Scotland drops plan to slash air departure tax

The Scottish government has made a u-turn on plans to cut the rate of tax on air travel with the introduction of an air departure tax (ADT) in Scotland, which would replace UK wide air passenger duty (APD)

The original proposal would have seen a 50% reduction on the UK rate, but the Scottish government has dropped the plans in response to growing concerns about the impact of climate change.

The policy, which was a key plank of the majority SNP party’s last election manifesto, has already been considerably delayed. It was as originally slated to come into effect from 1 April 2018. 

As well as halving the rate, the Scottish government said it intended to abolish the tax completely by the end of the parliamentary session in 2021, or ‘when resources allow’.

However, in June 2018 the Scottish government said the introduction of the replacement tax would be deferred by a year until the issues raised in relation to the Highlands and Islands exemption had been resolved. This exemption, for air travel by passengers from remote island communities where population levels are sparse but there is heavy reliance on air services, exists within APD.

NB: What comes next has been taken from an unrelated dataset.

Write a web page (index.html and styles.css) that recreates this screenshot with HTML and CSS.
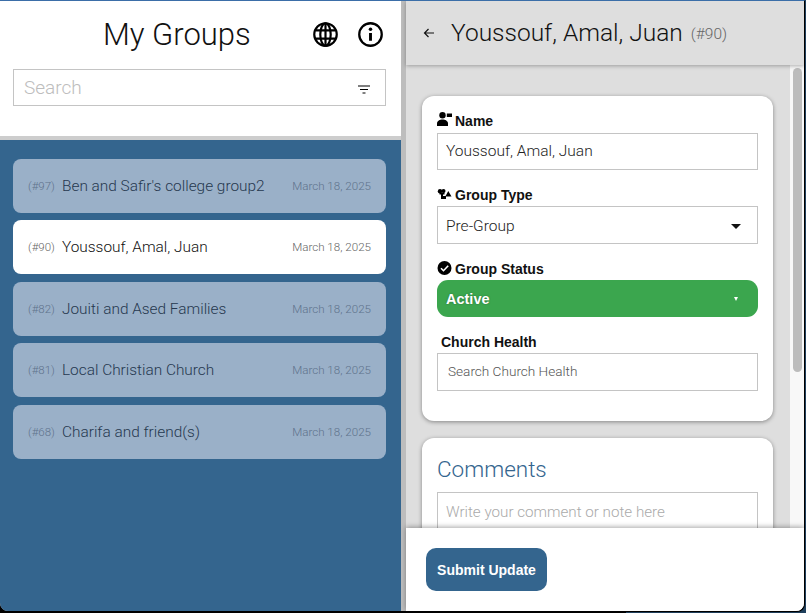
FILE: index.html
```html
<!DOCTYPE html>
<html lang="en">
<head>
<meta charset="utf-8">
<title>My Groups</title>
<link rel="stylesheet" href="styles.css">
</head>
<body>
<div class="app">
  <aside class="list-pane">
    <header class="list-head">
      <div class="title-row">
        <h1 class="title">My Groups</h1>
        <div class="head-icons">
          <svg class="head-icon" viewBox="0 0 24 24" fill="none" stroke="#000" stroke-width="2.100"><circle cx="12" cy="12" r="10.800"/><ellipse cx="12" cy="12" rx="5" ry="10.800"/><path d="M2 8h20M2 16h20M12 1v22"/></svg>
          <svg class="head-icon" viewBox="0 0 24 24" fill="none" stroke="#000" stroke-width="2.200"><circle cx="12" cy="12" r="10.800"/><path d="M12 10.500V18" stroke-width="2.800"/><circle cx="12" cy="7" r="1.700" fill="#000" stroke="none"/></svg>
        </div>
      </div>
      <div class="search">
        <span class="search-text">Search</span>
        <svg class="filter" viewBox="0 0 12 9" fill="none" stroke="#000" stroke-width="1.100"><path d="M0 1h12M2 4.500h8M4.500 8h3"/></svg>
      </div>
    </header>
    <div class="groups">
      <div class="group"><span class="gid">(#97)</span><span class="gname">Ben and Safir's college group2</span><span class="gdate">March 18, 2025</span></div>
      <div class="group selected"><span class="gid">(#90)</span><span class="gname">Youssouf, Amal, Juan</span><span class="gdate">March 18, 2025</span></div>
      <div class="group"><span class="gid">(#82)</span><span class="gname">Jouiti and Ased Families</span><span class="gdate">March 18, 2025</span></div>
      <div class="group"><span class="gid">(#81)</span><span class="gname">Local Christian Church</span><span class="gdate">March 18, 2025</span></div>
      <div class="group"><span class="gid">(#68)</span><span class="gname">Charifa and friend(s)</span><span class="gdate">March 18, 2025</span></div>
    </div>
  </aside>
  <main class="detail-pane">
    <header class="detail-head">
      <svg class="back" viewBox="0 0 12 10" fill="none" stroke="#111" stroke-width="1.200"><path d="M11 5H1.500M5.500 1 1.500 5l4 4"/></svg>
      <h2 class="detail-title">Youssouf, Amal, Juan</h2>
      <span class="detail-id">(#90)</span>
    </header>
    <div class="detail-body">
      <div class="detail-scroll">
        <section class="card card-main">
          <div class="label label-name">
            <svg class="label-icon" viewBox="0 0 15 14" fill="#000"><circle cx="5.500" cy="3.300" r="3.200"/><path d="M0 14v-2.500C0 9 2.800 7.500 5.500 7.500S11 9 11 11.500V14z"/><rect x="9.800" y="1.500" width="5.200" height="3.500"/></svg>
            <span>Name</span>
          </div>
          <div class="field field-name">Youssouf, Amal, Juan</div>
          <div class="label">
            <svg class="label-icon icon-type" viewBox="0 0 14 10" fill="#000"><circle cx="2.500" cy="2.200" r="2.200"/><circle cx="6" cy="2" r="2"/><path d="M2 3.500h5v2H5.500v1.500H8.500V10H3.500V5.500H2z"/><path d="M10.800 2 14 7.500H7.800z"/></svg>
            <span>Group Type</span>
          </div>
          <div class="field select"><span>Pre-Group</span><span class="caret"></span></div>
          <div class="label">
            <svg class="label-icon icon-status" viewBox="0 0 14 14"><circle cx="7" cy="7" r="7" fill="#000"/><path d="M3.500 7.200 6 9.700l4.700-5" fill="none" stroke="#fff" stroke-width="1.600"/></svg>
            <span>Group Status</span>
          </div>
          <div class="status"><span>Active</span><span class="caret caret-small"></span></div>
          <div class="label label-plain">Church Health</div>
          <div class="field field-search">Search Church Health</div>
        </section>
        <section class="card card-comments">
          <h3 class="comments-title">Comments</h3>
          <div class="comment-box">Write your comment or note here</div>
        </section>
      </div>
      <div class="scrollbar"><div class="thumb"></div></div>
    </div>
    <footer class="detail-foot">
      <button class="submit" type="button">Submit Update</button>
    </footer>
  </main>
</div>
</body>
</html>
```
FILE: styles.css
```css
* { box-sizing: border-box; }
html, body { margin: 0; height: 100%; }
body {
  background: linear-gradient(to right, #000 626px, #1f3f5c 626px);
  font-family: "Liberation Sans", Arial, sans-serif;
  overflow: hidden;
}
.app {
  display: flex;
  width: 804px;
  height: 611px;
  border-top: 1px solid #3b6ea8;
  border-radius: 0 0 8px 8px;
  box-shadow: 1px 1px 0 #000;
  overflow: hidden;
  background: #bdbdbd;
}
.list-pane {
  width: 401px;
  display: flex;
  flex-direction: column;
  flex: none;
}
.list-head {
  height: 139px;
  background: #fff;
  border-bottom: 4px solid #cdcdcd;
  padding: 0 15px 0 13px;
  flex: none;
}
.title-row {
  display: flex;
  align-items: center;
  height: 68px;
  padding-left: 90px;
}
.title {
  margin: 0;
  font-family: Roboto, "Liberation Sans", sans-serif;
  font-size: 31px;
  font-weight: 300;
  color: #111;
  flex: 1;
  line-height: 68px;
}
.head-icons {
  display: flex;
  gap: 20px;
  margin-right: 3px;
  margin-top: -2px;
}
.head-icon { width: 25px; height: 25px; display: block; }
.search {
  height: 37px;
  border: 1px solid #c4c4c4;
  display: flex;
  align-items: center;
  justify-content: space-between;
  padding: 0 15px 0 10px;
}
.search-text {
  font-family: Roboto, "Liberation Sans", sans-serif;
  font-size: 19px;
  font-weight: 300;
  color: #bdbdbd;
}
.filter { width: 12px; height: 9px; margin-top: 3px; }
.groups {
  flex: 1;
  background: #34658e;
  padding: 19px 15px 0 13px;
  display: flex;
  flex-direction: column;
  gap: 7.400px;
}
.group {
  height: 54px;
  border-radius: 8px;
  background: #9ab0c8;
  display: flex;
  align-items: center;
  padding: 0 15px;
  color: #26384f;
  font-family: Roboto, "Liberation Sans", sans-serif;
  font-weight: 300;
}
.group.selected { background: #fff; color: #111; }
.gid { font-size: 11.500px; color: #5f738c; width: 34px; flex: none; }
.gname { font-size: 15.400px; flex: 1; }
.gdate { font-size: 11.600px; color: #5f738c; }
.selected .gid, .selected .gdate { color: #666; }
.detail-pane {
  margin-left: 5px;
  flex: 1;
  display: flex;
  flex-direction: column;
  min-width: 0;
  background: #dedede;
}
.detail-head {
  height: 64px;
  flex: none;
  display: flex;
  align-items: center;
  background: #dedede;
  padding-left: 17px;
  box-shadow: 0 1px 4px rgba(0,0,0,.3);
  position: relative;
  z-index: 1;
}
.back { width: 12px; height: 10px; margin-right: 16px; }
.detail-title {
  margin: 0 0 2px;
  font-family: Roboto, "Liberation Sans", sans-serif;
  font-size: 24.500px;
  font-weight: 300;
  color: #111;
}
.detail-id {
  font-family: Roboto, "Liberation Sans", sans-serif;
  font-weight: 300;
  font-size: 15.500px;
  color: #666;
  margin-left: 8px;
  margin-top: 1px;
}
.detail-body {
  flex: 1;
  min-height: 0;
  display: flex;
  overflow: hidden;
}
.detail-scroll {
  width: 384px;
  flex: none;
  padding: 31px 17px 0 16px;
}
.card {
  background: #fff;
  border-radius: 12px;
  box-shadow: 0 1px 4px rgba(0,0,0,.4);
  padding: 15px;
}
.card-main { height: 325px; padding-top: 14px; }
.card-comments { margin-top: 17px; padding-top: 18px; }
.label {
  display: flex;
  align-items: flex-end;
  gap: 3px;
  font-size: 14px;
  font-weight: 700;
  color: #111;
  height: 20px;
  margin-bottom: 3px;
}
.label-name { height: 19px; margin-bottom: 4px; }
.label-icon { width: 15px; height: 14px; margin-bottom: 3px; }
.icon-type { height: 10px; margin-bottom: 4px; }
.icon-status { margin-bottom: 2px; }
.field {
  height: 37px;
  border: 1px solid #c4c4c4;
  padding: 0 8px;
  display: flex;
  align-items: center;
  font-family: Roboto, "Liberation Sans", sans-serif;
  font-weight: 300;
  font-size: 15.500px;
  color: #222;
  margin-bottom: 14px;
}
.field-name { margin-bottom: 13px; padding-bottom: 2px; }
.select { justify-content: space-between; height: 38px; margin-bottom: 13px; padding-right: 16px; padding-top: 2px; }
.caret {
  width: 0;
  height: 0;
  border-left: 5px solid transparent;
  border-right: 5px solid transparent;
  border-top: 5px solid #111;
}
.caret-small {
  border-left-width: 2.500px;
  border-right-width: 2.500px;
  border-top: 4px solid #fff;
  margin-right: 2px;
}
.status {
  height: 37px;
  border-radius: 11px;
  background: #3ba64e;
  color: #fff;
  font-size: 14.500px;
  font-weight: 700;
  display: flex;
  align-items: center;
  justify-content: space-between;
  padding: 0 18px 0 9px;
  margin-bottom: 14px;
  text-shadow: 0 0 2px rgba(0,0,0,.35);
}
.label-plain { padding-left: 4px; height: 19px; margin-bottom: 3px; }
.field-search { font-size: 13.600px; font-weight: 300; color: #555; padding: 0 10px 2px; height: 38px; }
.comments-title {
  margin: 0 0 10px;
  font-family: Roboto, "Liberation Sans", sans-serif;
  font-size: 22.500px;
  font-weight: 300;
  color: #34658e;
  line-height: 26px;
}
.comment-box {
  height: 60px;
  border: 1px solid #c4c4c4;
  padding: 10px 8px;
  font-family: Roboto, "Liberation Sans", sans-serif;
  font-weight: 300;
  font-size: 15.200px;
  color: #aaa;
}
.scrollbar {
  flex: 1;
  padding: 3px 2px 0 3px;
  background: #f8f8f8;
}
.thumb {
  height: 304px;
  background: #bcbcbc;
  border-radius: 5px;
}
.detail-foot {
  height: 83px;
  flex: none;
  background: #fff;
  padding: 20px;
  box-shadow: 0 -1px 5px rgba(0,0,0,.35);
  position: relative;
  z-index: 1;
}
.submit {
  display: block;
  width: 121px;
  height: 43px;
  border: 0;
  border-radius: 10px;
  background: #34658e;
  color: #fff;
  font: 700 14px "Liberation Sans", Arial, sans-serif;
}
```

Last month, Kate Forbes, minister for public finance and digital economy, gave a Parliamentary written answer on the issue in which she said the exemption question, which potentially amounted to an EU state aid issue, still remain unresolved and stated that ‘this, taken together with the continued uncertainty around Brexit, means that that we have to defer the introduction ADT beyond April 2020.’

Now finance minister Derek Mackay has made clear ADT will not go ahead in its current form, saying the proposals were ‘no longer compatible’ with Scotland’s climate change targets.

Analysis by the Scottish Green Party suggested halving air duty rates would increase CO2 emissions by 60,000 tonnes, and there were indications that the government was about to face a challenge on the tax in parliament.

The Committee on Climate Change last week recommended that Scotland could achieve net-zero greenhouse gas emissions by 2045, with ministers then confirming the new target would be incorporated into the climate change bill, which recently completed stage one in its journey through parliament.

Mackay said: ‘All parts of government and society have a contribution to make to meeting this challenge - and reducing ADT is no longer compatible with more ambitious climate targets.’

Roseanna Cunningham, environment and climate change secretary, said: ‘Following the First Minister’s declaration of a climate emergency last week, and the recommendations from the UK Committee on Climate Change, we have moved quickly to increase Scotland’s emissions reduction targets – which will now be the most stringent in the world.  We are reviewing a range of policies across government to ensure that we can meet those targets.’

John Cullinane, CIOT tax policy director, said: ‘Now that ministers have used today’s statement to refocus their policy priorities, the next objective must be to find a solution to the state aid issues preventing the tax from being implemented and on agreeing the detailed rules under which ADT will operate.

‘The Scottish government’s plans for ADT – regardless of the rates ultimately proposed – have been hampered by a lack of detail over how the tax will operate. Basic questions – such as who will pay what, when they will pay it and who is exempt from the tax –all require answering before the tax is in a position to take off.

‘With this information lacking, it has been difficult to say with any certainty what impact the tax would have on the government’s objectives of improving connectivity, promoting economic growth and now, meeting its climate change targets. This hampers the ability of MSPs to properly scrutinise the detail behind the legislation.’